Meet Me & My Sport Acrobatics & Tumbling
Emily Bott
2/16/25
Hey everyone, my name is Emily Bott and I am officially starting my first blog. I am a sophomore on the Acrobatics and Tumbling team at Baylor University and today I am going to explain to you the new and rising collegiate sport of acrobatics and tumbling and how our meets work. Keep up with me for next week's blog, where I will discuss some traveling tips and how our coaches run our away meets.
We have a total of five home meets, four away meets, plus the national championship that is also away located at Augustana University. A quick little background on the sport Acrobatics and Tumbling, where it is the only sport other than American Football to be created at a collegiate level. Only as far back as the year 2009, my coach, Coach Felecia Mulkey, and a few other college administrators around the country made this sport into what it is today. The Baylor University A&T team has won a total of nine national championships in a row, where last year I was so happy to be a part of winning the ninth national win.
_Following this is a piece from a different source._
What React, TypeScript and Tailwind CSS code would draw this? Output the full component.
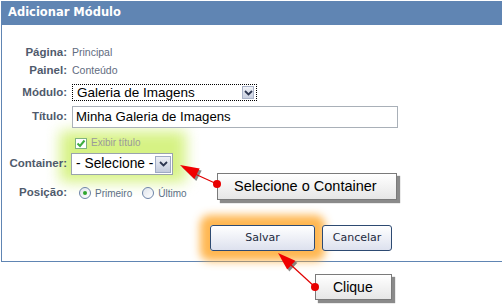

As our season has just started about two weeks ago, our practices have been longer. This week we were preparing for this upcoming weekend's home meet against LIU, Saturday February 15th, which is also my 20th Birthday. We also have been preparing for an even bigger meet against Oregon University that we are leaving for next week on Thursday the 20th. The Oregon A&T team is a tough competitor being a top ranked team in our division. Acro and Tumbling meets consist of only two teams competing head to head on the mat. The meet is scheduled where the first part of it is the Compulsory Event, consisting of acrobatics, pyramid, toss, and tumbling. Both teams will do the same exact skills, but have to battle it out with perfect execution and technique. The next event is the Acro Event, where each team does three different acrobatic events and also competes to have better executed and technically sound acro. Moving on to other events, which is the pyramid and then the toss event. These events consist of each team doing three different pyramids and tosses, where you have to be very clean with what you are doing, but also try to choose a pyramid and toss that counts as higher points. But the hard thing about these events is the higher the points a skill is, the harder they are to compete and execute. The next event is tumbling event where each team has a duo, trio, and quad tumbling passes and three individual passes compete for well-executed tumbling and tumbling passes that have a start value of the max points of 10. The group passes consist of two, three, then four people synchronizing a pass together. Finally, the last event is the team event, where 24 people on the team go and compete in a routine together.